DIRECTIVE: Write each line of the material exactly as given, from the top through the line that contains "<Title>请选择您要购买的加量包</Title>", and omit all pictures.

DATA:
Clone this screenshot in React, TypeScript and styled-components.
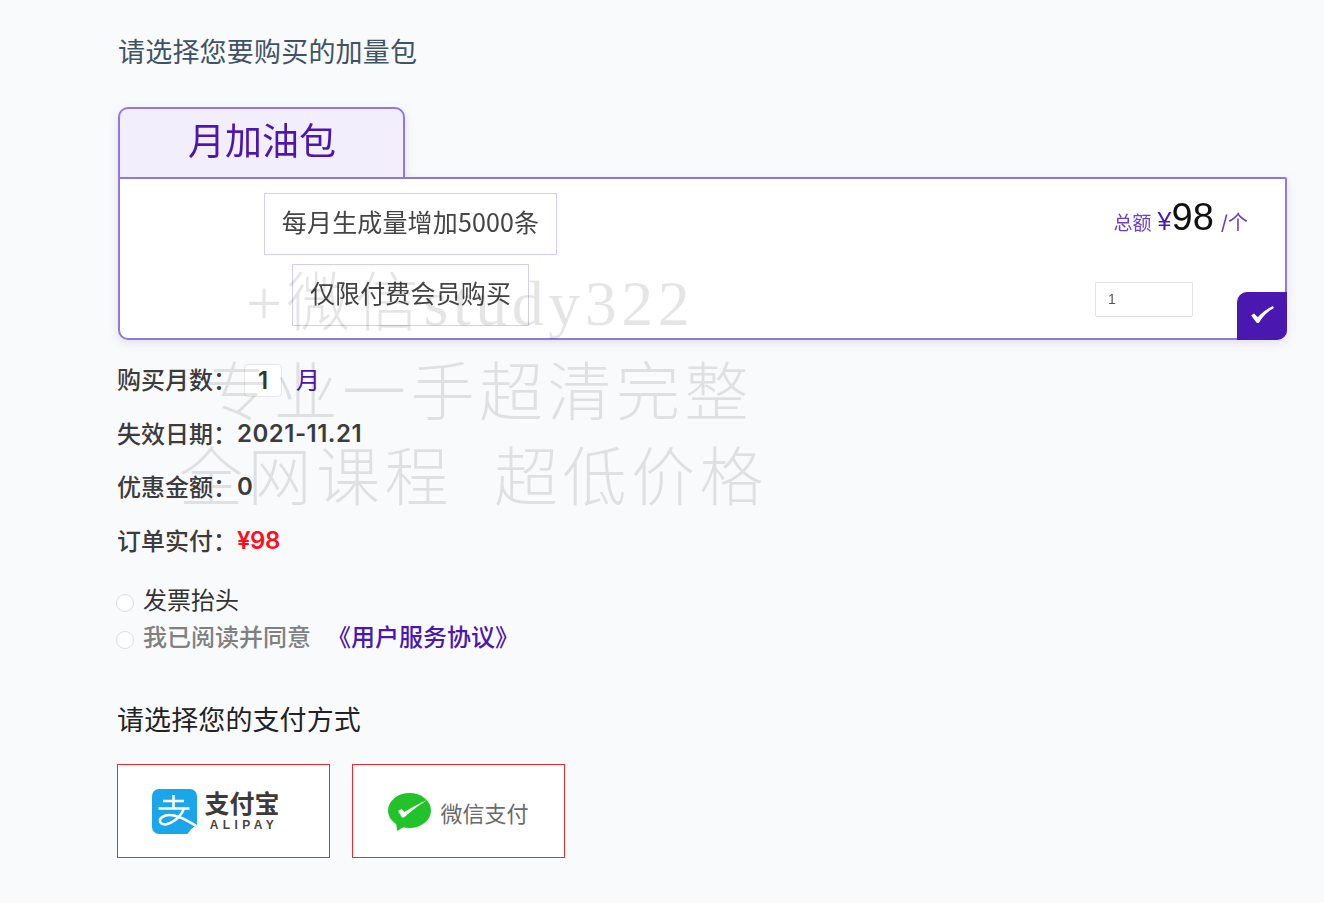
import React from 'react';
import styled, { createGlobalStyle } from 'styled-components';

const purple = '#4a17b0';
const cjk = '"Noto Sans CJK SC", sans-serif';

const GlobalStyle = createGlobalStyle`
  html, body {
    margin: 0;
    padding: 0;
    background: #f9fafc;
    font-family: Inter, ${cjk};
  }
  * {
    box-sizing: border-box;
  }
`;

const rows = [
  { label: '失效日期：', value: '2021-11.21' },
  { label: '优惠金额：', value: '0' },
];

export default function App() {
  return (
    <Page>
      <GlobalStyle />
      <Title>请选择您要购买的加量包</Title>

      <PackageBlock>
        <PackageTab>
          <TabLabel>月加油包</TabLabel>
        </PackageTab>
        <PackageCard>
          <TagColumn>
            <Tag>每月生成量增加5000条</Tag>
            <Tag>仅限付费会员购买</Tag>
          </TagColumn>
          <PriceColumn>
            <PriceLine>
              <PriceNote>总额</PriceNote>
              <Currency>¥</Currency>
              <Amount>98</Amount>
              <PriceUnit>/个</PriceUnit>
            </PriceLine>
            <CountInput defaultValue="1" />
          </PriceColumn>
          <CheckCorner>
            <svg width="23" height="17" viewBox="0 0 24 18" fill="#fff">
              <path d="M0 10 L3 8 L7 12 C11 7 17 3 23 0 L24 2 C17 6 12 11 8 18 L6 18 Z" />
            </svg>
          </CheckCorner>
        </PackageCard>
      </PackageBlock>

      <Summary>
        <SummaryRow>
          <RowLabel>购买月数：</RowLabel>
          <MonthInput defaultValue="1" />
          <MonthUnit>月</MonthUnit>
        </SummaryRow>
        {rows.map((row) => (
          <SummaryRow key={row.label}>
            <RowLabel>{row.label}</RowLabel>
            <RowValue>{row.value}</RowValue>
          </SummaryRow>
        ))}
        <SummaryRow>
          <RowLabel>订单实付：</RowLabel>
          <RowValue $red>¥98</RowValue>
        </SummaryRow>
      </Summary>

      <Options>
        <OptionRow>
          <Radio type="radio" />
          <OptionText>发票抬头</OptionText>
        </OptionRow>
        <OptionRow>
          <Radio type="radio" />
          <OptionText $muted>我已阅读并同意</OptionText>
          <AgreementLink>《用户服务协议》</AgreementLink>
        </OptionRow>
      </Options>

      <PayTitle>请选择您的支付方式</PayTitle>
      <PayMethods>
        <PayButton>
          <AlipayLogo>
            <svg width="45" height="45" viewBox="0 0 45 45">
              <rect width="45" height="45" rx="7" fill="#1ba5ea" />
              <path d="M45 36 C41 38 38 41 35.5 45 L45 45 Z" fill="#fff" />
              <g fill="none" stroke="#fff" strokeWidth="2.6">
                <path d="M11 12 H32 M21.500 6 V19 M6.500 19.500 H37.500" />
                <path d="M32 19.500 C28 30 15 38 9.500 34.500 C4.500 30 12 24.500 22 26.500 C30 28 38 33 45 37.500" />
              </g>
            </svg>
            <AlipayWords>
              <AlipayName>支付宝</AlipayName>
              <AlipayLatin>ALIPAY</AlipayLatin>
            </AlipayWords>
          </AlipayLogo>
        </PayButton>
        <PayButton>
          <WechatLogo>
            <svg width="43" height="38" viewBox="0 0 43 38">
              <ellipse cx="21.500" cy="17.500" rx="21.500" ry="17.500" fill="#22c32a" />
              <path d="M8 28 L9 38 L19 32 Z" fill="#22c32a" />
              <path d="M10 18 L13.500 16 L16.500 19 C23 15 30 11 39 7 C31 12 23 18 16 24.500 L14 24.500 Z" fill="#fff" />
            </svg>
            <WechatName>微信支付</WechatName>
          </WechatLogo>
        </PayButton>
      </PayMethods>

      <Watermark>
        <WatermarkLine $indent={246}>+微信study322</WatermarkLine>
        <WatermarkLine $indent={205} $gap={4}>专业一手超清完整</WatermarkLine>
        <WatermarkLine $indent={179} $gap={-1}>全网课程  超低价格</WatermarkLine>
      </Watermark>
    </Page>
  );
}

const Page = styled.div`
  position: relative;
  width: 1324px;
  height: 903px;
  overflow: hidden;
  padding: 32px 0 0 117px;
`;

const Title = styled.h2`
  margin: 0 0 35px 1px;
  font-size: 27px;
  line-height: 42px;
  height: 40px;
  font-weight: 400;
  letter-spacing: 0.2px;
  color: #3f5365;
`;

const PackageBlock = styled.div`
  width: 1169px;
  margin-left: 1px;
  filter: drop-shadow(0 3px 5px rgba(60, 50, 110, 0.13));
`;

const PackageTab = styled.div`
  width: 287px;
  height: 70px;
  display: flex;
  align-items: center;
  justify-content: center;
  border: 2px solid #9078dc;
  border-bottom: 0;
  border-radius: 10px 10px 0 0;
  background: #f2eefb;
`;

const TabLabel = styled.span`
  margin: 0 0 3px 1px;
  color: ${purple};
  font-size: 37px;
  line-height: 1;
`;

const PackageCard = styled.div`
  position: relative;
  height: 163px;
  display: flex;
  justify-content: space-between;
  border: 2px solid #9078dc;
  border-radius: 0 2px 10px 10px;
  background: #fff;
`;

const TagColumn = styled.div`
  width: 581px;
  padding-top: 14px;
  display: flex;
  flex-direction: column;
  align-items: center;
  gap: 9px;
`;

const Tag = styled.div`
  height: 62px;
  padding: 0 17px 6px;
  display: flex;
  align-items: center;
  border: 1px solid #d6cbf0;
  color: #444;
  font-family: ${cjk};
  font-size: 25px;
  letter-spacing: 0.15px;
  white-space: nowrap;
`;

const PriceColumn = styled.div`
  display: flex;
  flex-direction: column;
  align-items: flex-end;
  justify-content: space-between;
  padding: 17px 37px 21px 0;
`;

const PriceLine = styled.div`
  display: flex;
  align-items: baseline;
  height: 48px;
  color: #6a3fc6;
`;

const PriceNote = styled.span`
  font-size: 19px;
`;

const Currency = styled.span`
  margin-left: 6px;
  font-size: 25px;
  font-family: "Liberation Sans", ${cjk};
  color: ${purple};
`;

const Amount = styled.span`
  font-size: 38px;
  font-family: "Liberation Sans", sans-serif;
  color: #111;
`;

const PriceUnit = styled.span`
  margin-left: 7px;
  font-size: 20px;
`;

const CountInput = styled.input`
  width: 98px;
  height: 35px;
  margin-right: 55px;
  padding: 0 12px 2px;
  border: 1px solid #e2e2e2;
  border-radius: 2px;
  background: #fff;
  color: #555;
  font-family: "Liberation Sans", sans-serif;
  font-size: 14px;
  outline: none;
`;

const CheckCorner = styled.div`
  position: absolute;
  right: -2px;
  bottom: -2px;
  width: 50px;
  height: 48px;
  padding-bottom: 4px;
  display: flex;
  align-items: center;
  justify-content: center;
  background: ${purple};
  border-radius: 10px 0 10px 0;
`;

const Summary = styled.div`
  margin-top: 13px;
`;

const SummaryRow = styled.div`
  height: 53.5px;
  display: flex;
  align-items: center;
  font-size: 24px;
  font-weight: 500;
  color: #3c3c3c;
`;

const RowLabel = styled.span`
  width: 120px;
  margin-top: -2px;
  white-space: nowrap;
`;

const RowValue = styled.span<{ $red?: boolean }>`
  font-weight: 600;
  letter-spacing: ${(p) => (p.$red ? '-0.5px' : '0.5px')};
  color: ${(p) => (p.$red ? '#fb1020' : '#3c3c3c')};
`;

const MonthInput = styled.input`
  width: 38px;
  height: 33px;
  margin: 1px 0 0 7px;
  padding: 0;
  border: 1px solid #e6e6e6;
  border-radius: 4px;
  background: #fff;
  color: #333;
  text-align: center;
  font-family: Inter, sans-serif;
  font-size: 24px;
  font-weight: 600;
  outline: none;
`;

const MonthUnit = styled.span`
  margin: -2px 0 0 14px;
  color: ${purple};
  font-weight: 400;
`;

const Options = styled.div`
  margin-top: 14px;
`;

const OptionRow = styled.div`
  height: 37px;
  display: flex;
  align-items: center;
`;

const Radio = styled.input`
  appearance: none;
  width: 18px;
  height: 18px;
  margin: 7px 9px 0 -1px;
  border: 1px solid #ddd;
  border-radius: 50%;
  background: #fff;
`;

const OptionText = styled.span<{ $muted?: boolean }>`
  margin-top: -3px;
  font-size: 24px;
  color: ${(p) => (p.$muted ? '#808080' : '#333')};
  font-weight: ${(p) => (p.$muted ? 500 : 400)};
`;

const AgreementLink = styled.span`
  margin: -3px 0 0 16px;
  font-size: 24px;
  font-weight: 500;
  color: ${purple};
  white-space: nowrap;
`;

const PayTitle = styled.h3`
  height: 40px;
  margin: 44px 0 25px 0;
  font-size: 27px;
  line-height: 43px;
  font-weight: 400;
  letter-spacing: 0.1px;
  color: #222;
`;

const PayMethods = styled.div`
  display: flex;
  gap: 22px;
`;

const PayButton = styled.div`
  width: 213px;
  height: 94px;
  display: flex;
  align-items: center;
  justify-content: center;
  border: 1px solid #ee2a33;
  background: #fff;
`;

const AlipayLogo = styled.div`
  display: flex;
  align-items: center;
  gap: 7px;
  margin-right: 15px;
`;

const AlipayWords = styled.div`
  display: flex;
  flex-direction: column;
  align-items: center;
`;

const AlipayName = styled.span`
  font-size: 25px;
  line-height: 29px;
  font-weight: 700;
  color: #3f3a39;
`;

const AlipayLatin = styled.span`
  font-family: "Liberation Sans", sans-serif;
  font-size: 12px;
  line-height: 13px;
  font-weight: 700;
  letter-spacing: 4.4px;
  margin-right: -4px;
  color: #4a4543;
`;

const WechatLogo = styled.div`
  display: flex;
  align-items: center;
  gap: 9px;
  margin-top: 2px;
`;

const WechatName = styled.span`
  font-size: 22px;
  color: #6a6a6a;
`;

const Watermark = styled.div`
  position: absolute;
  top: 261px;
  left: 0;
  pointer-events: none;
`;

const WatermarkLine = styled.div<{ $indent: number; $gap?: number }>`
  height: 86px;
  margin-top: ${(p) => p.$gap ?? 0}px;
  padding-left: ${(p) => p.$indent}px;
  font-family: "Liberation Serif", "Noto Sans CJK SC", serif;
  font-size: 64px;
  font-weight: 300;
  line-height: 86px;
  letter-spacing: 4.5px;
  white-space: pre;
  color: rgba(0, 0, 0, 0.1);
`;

OUTPUT OF THE EXERCISE:
Clone this screenshot in React, TypeScript and styled-components.
import React from 'react';
import styled, { createGlobalStyle } from 'styled-components';

const purple = '#4a17b0';
const cjk = '"Noto Sans CJK SC", sans-serif';

const GlobalStyle = createGlobalStyle`
  html, body {
    margin: 0;
    padding: 0;
    background: #f9fafc;
    font-family: Inter, ${cjk};
  }
  * {
    box-sizing: border-box;
  }
`;

const rows = [
  { label: '失效日期：', value: '2021-11.21' },
  { label: '优惠金额：', value: '0' },
];

export default function App() {
  return (
    <Page>
      <GlobalStyle />
      <Title>请选择您要购买的加量包</Title>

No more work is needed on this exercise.